A trama de Parasita, mais recente longa-metragem do cineasta sul-coreano Bong Joon-Ho, pode se passar do outro lado do planeta, mas, dificilmente, alguém no Ocidente terá dificuldade de compreendê-la. Sátira social de tons farsescos, o filme, vencedor da Palma de Ouro no Festival de Cannes deste ano, discute com muita originalidade, mas de forma direta, contundente, o conflito entre classes sociais em um país que cresce e enriquece aceleradamente, mas não sem deixar no caminho muitos de seus habitantes à margem desse processo.
No que seria a Seul de hoje, vivem duas famílias em situações econômicas opostas. Kim Ki-woo (Woo-sik Choi) mora com os pais e a irmã em um minúsculo apartamento abaixo do nível da rua, em um bairro empobrecido da cidade, cheio de becos estreitos e fiação à mostra. Da janela da sala, os Kim assistem à decadência da vizinhança, ainda que dela dependam até para conseguir sinal de wi-fi.
O pai, Ki-taek (Kang-ho Sang, de O Hospedeiro), e a mãe, Chung-sook (Hye-Jin Jang), amargaram ao longo dos anos uma sucessão de negócios ruins e estão desempregados, sobrevivendo de bicos, como montar caixas de papelão para uma pizzaria que faz entregas a domicílio. O rapaz, assim como sua irmã, Ki-jung (So-dam Park), tiveram uma boa educação, mas, devido à falta de dinheiro, não conseguiram ingressar na universidade.
Tudo muda quando um amigo de Ki-woo, ex-colega de sua antiga escola, lhe oferece uma oportunidade de ganhar um dinheiro extra: assumir aulas de inglês para uma adolescente de família rica, os Park, que vivem em uma mansão na parte abastada da cidade. Mas, para conseguir a posição, ele deverá fingir que já está em um curso superior e terá de forjar papeis, desencadeando um processo que lhe fugirá do controle.
Ao atravessar a fronteira rumo a uma outra realidade social, ele se percebe bem-vindo. Conquista a ingênua Da-hye (Ji-so Jung), e também cativa os pais da garota, os elegantes Dong-Ik (Sun-kyun Lee) e Yeon-kyo (Yeo-jeong Jo). Ki-woo se dá conta de que poderá tirar proveito dessa confiança.

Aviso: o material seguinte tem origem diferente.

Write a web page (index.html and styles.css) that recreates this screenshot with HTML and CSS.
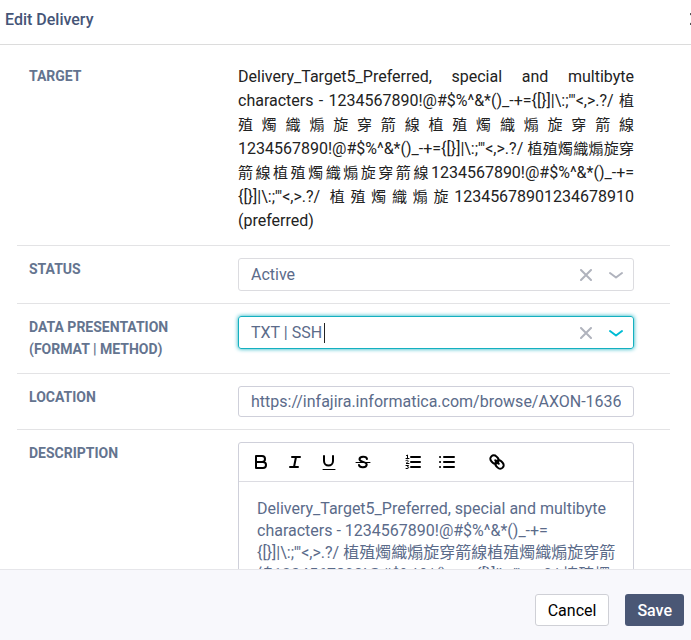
FILE: index.html
```html
<!DOCTYPE html>
<html lang="en">

<head>
  <meta charset="UTF-8">
  <meta name="viewport" content="width=device-width, initial-scale=1.0">
  <title>Edit Delivery</title>
  <link rel="stylesheet" href="styles.css">
</head>

<body>

  <!-- Header -->
  <header class="modal-header">
    <h2>Edit Delivery</h2>
    <button class="close-btn" type="button" aria-label="Close">
      <svg width="12" height="12" viewBox="0 0 12 12"><path d="M1 1l10 10M11 1L1 11" /></svg>
    </button>
  </header>

  <!-- Form -->
  <form class="modal-body" id="deliveryForm">
    <div class="form-row">
      <span class="label">TARGET</span>
      <p class="target-text">Delivery_Target5_Preferred, special and multibyte characters - <span class="run">1234567890!@#$%^&amp;*()_-+=</span><wbr><span class="run">{[}]|\:;'"&lt;,&gt;.?/</span> <span class="cjk">植殖燭織煽旋穿箭線植殖燭織煽旋穿箭線</span><wbr><span class="run">1234567890!@#$%^&amp;*()_-+=</span><wbr><span class="run">{[}]|\:;'"&lt;,&gt;.?/</span> <span class="cjk">植殖燭織煽旋穿箭線植殖燭織煽旋穿箭線</span><wbr><span class="run">1234567890!@#$%^&amp;*()_-+=</span><wbr><span class="run">{[}]|\:;'"&lt;,&gt;.?/</span> <span class="cjk">植殖燭織煽旋</span>12345678901234678910 (preferred)</p>
    </div>

    <div class="form-row">
      <label class="label" for="status">STATUS</label>
      <div class="select-box">
        <select id="status">
          <option>Active</option>
        </select>
        <button class="clear-btn" type="button" aria-label="Clear status">
          <svg width="12" height="12" viewBox="0 0 12 12"><path d="M1 1l10 10M11 1L1 11" /></svg>
        </button>
        <svg class="chevron" width="16" height="10" viewBox="0 0 16 10"><path d="M2 3l6 4.500 6-4.500" /></svg>
      </div>
    </div>

    <div class="form-row">
      <label class="label label-tall" for="presentation">DATA PRESENTATION (FORMAT | METHOD)</label>
      <div class="select-box focused">
        <select id="presentation">
          <option>TXT | SSH</option>
        </select>
        <span class="caret"></span>
        <button class="clear-btn" type="button" aria-label="Clear data presentation">
          <svg width="12" height="12" viewBox="0 0 12 12"><path d="M1 1l10 10M11 1L1 11" /></svg>
        </button>
        <svg class="chevron" width="16" height="10" viewBox="0 0 16 10"><path d="M2 3l6 4.500 6-4.500" /></svg>
      </div>
    </div>

    <div class="form-row">
      <label class="label" for="location">LOCATION</label>
      <input class="text-input" id="location" type="text" value="https://infajira.informatica.com/browse/AXON-16365">
    </div>

    <div class="form-row">
      <span class="label" id="descriptionLabel">DESCRIPTION</span>
      <div class="editor">
        <div class="toolbar">
          <button type="button" aria-label="Bold">
            <svg viewBox="0 0 18 18"><path d="M4 3h6a3 3 0 0 1 0 6H4zM4 9h7a3 3 0 0 1 0 6H4z" /></svg>
          </button>
          <button type="button" aria-label="Italic">
            <svg viewBox="0 0 18 18"><path d="M6 4h8M4 14h8M10 4L8 14" /></svg>
          </button>
          <button type="button" aria-label="Underline">
            <svg viewBox="0 0 18 18"><path d="M4 3v5a4.500 4.500 0 0 0 9 0V3" /><path class="thin" d="M3 16.500h12" /></svg>
          </button>
          <button type="button" aria-label="Strike">
            <svg viewBox="0 0 18 18"><path d="M13 6C12.500 3 5.500 3 5.500 6.300 5.500 9.500 12.700 8.300 12.700 11.500 12.700 15 5.500 15 5 12" /><path class="thin" d="M2 9.500h14" /></svg>
          </button>
          <span class="toolbar-gap"></span>
          <button type="button" aria-label="Ordered list">
            <svg viewBox="0 0 18 18"><path d="M7 4h9M7 9h9M7 14h9" /><path class="thin" d="M2.500 2.500l1-.5v3.500M2 5.500h3M2 7.500c3-1 3 1 0 3h3M2 12.500h2.500l-1 1.500c2 0 1.500 2-1.500 1.500" /></svg>
          </button>
          <button type="button" aria-label="Bullet list">
            <svg viewBox="0 0 18 18"><path d="M6 4h10M6 9h10M6 14h10M2 4h.1M2 9h.1M2 14h.1" /></svg>
          </button>
          <span class="toolbar-gap"></span>
          <button type="button" aria-label="Link">
            <svg viewBox="0 0 18 18"><g transform="rotate(45 9 9)"><rect x="1" y="5.500" width="9" height="7" rx="3.500" /><rect x="8" y="5.500" width="9" height="7" rx="3.500" /><path d="M6.500 9h5" /></g></svg>
          </button>
        </div>
        <div class="editor-text" contenteditable="true" role="textbox" aria-multiline="true" aria-labelledby="descriptionLabel" spellcheck="false">Delivery_Target5_Preferred, special and multibyte characters - <span class="run">1234567890!@#$%^&amp;*()_-+=</span><wbr><span class="run">{[}]|\:;'"&lt;,&gt;.?/</span> 植殖燭織煽旋穿箭線植殖燭織煽旋穿箭線<wbr><span class="run">1234567890!@#$%^&amp;*()_-+=</span><wbr><span class="run">{[}]|\:;'"&lt;,&gt;.?/</span> 植殖燭</div>
      </div>
    </div>
  </form>

  <!-- Footer -->
  <footer class="modal-footer">
    <button class="cancel-btn" type="button">Cancel</button>
    <button class="save-btn" type="submit" form="deliveryForm">Save</button>
  </footer>

</body>

</html>
```
FILE: styles.css
```css
* {
  margin: 0;
  padding: 0;
  box-sizing: border-box;
}

body {
  display: flex;
  flex-direction: column;
  height: 100vh;
  overflow: hidden;
  background-color: #fff;
  color: #5b6b8a;
  font-family: Roboto, "Noto Sans CJK TC", sans-serif;
  font-size: 16px;
}

button,
input,
select {
  font: inherit;
  color: inherit;
  border: none;
  background: none;
}

button {
  cursor: pointer;
}

svg {
  display: block;
  fill: none;
  stroke: currentColor;
  stroke-width: 2;
  stroke-linecap: round;
  stroke-linejoin: round;
}

/* Header */
.modal-header {
  display: flex;
  flex-shrink: 0;
  align-items: center;
  justify-content: space-between;
  height: 45px;
  padding: 0 0 6px 5px;
  border-bottom: 1px solid #dcdcdc;
}

.modal-header h2 {
  font-size: 16px;
  font-weight: 500;
  color: #455577;
}

.close-btn {
  margin-right: -11px;
  color: #333;
}

/* Form */
.modal-body {
  flex: 1;
  min-height: 0;
  overflow: hidden;
  padding: 8px 21px 0 17px;
}

.form-row {
  display: grid;
  grid-template-columns: 209px minmax(0, 1fr);
  align-items: start;
  padding: 12px 36px 12px 12px;
  border-bottom: 1px solid #e3e3e5;
}

.label {
  padding-right: 40px;
  font-size: 14px;
  font-weight: 700;
  line-height: 22px;
  color: #64748f;
}

.label-tall {
  padding-bottom: 1px;
}

.target-text {
  line-height: 24px;
  text-align: justify;
  color: #222;
}

/* symbol strings only break between each other */
.run {
  white-space: nowrap;
}

.cjk {
  font-size: 15px;
}

.select-box {
  display: flex;
  align-items: center;
  height: 33px;
  padding: 0 9px 0 12px;
  border: 1px solid #dcdce0;
  border-radius: 3px;
}

.select-box select {
  appearance: none;
  outline: none;
}

.select-box.focused {
  border-color: #14b0c0;
  box-shadow: 0 0 4px #14b0c0;
}

.caret {
  width: 1px;
  height: 20px;
  margin-left: 1px;
  background-color: #222;
}

.clear-btn {
  margin-left: auto;
  margin-right: 16px;
  color: #b0b3bd;
}

.chevron {
  color: #b0b3bd;
}

.focused .chevron {
  color: #00bcd4;
}

.text-input {
  width: 100%;
  height: 31px;
  padding: 0 12px;
  border: 1px solid #cfd0da;
  border-radius: 3px;
}

/* Description editor */
.editor {
  border: 1px solid #cfd0da;
  border-radius: 3px;
}

.toolbar {
  display: flex;
  align-items: center;
  height: 39px;
  padding: 0 13px;
  gap: 16px;
  border-bottom: 1px solid #dcdce2;
  color: #000;
}

.toolbar svg {
  width: 18px;
  height: 18px;
}

.toolbar .thin {
  stroke-width: 1;
}

.toolbar-gap {
  width: 0;
}

.editor-text {
  padding: 16px 16px 16px 18px;
  line-height: 22px;
  outline: none;
}

/* Footer */
.modal-footer {
  display: flex;
  flex-shrink: 0;
  align-items: center;
  justify-content: flex-end;
  gap: 16px;
  height: 71px;
  padding: 10px 7px 0 0;
  border-top: 1px solid #e6e6ea;
  background-color: #f8f8fc;
}

.modal-footer button {
  height: 32px;
  border-radius: 3px;
}

.cancel-btn {
  padding: 0 12px;
  border: 1px solid #cfd0d6;
  background-color: #fff;
  color: #000;
}

.save-btn {
  padding: 0 12px;
  background-color: #4a5775;
  color: #fff;
  font-weight: 500;
}
```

Os Park vivem em uma espécie de bolha de privilégios e alheamento, na qual soltam frases em inglês, cobiçam o sonho americano e desprezam tudo que não tiver a cara (e o perfume) da riqueza.
Um dos diretores mais inventivos da atualidade, Bong Joon-Ho tem uma obra singular, que fazendo uso de elementos de fantasia e ficção científica, cria metáforas bastante críticas do mundo contemporâneo, falando de questões sociais, políticas e ambientais.
Em sua estratégia de fuga da pobreza, o rapaz traz para dentro da mansão primeiro a irmã, depois os pais, em um processo de infestação, que justifica o título do filme. Engana com certa facilidade os Park, que também têm um filho pequeno e psicologicamente frágil. O interessante é que Ki-woo e sua família não são maus, apenas oportunistas e, como seres parasitários, querem tirar o máximo de proveito do “organismo” que os recebe.
Um dos diretores mais inventivos da atualidade, Bong Joon-Ho tem uma obra singular, que fazendo uso de elementos de fantasia e ficção científica, cria metáforas bastante críticas do mundo contemporâneo, falando de questões sociais, políticas e ambientais. E é claro que fala da Coreia, tanto da próspera e hipertecnológica, ao sul da península, quanto sua vizinha do Norte, comunista e pobre. Sempre sob a ameaça de um conflito nuclear.
Embora seja repleto de simbolismos, como seu próprio título, Parasita não é hermético nas metáforas que utiliza para discutir os abismos sociais que separam os Park dos Kim, mesmo quando estão sob o mesmo teto. Os donos da casa estão sempre em uma situação de superioridade, em um plano acima. São generosamente cruéis com todos que os servem. Não percebem que algo os está corroendo por dentro.
Com um roteiro extraordinário, e visualmente irretocável, do uso das cores à forma como o cineasta transforma a mansão dos Park em um microcosmo da realidade coreana do século 21, Parasita é um dos melhores e mais impactantes filmes de 2019. Um filme que infesta os sentidos e os pensamentos.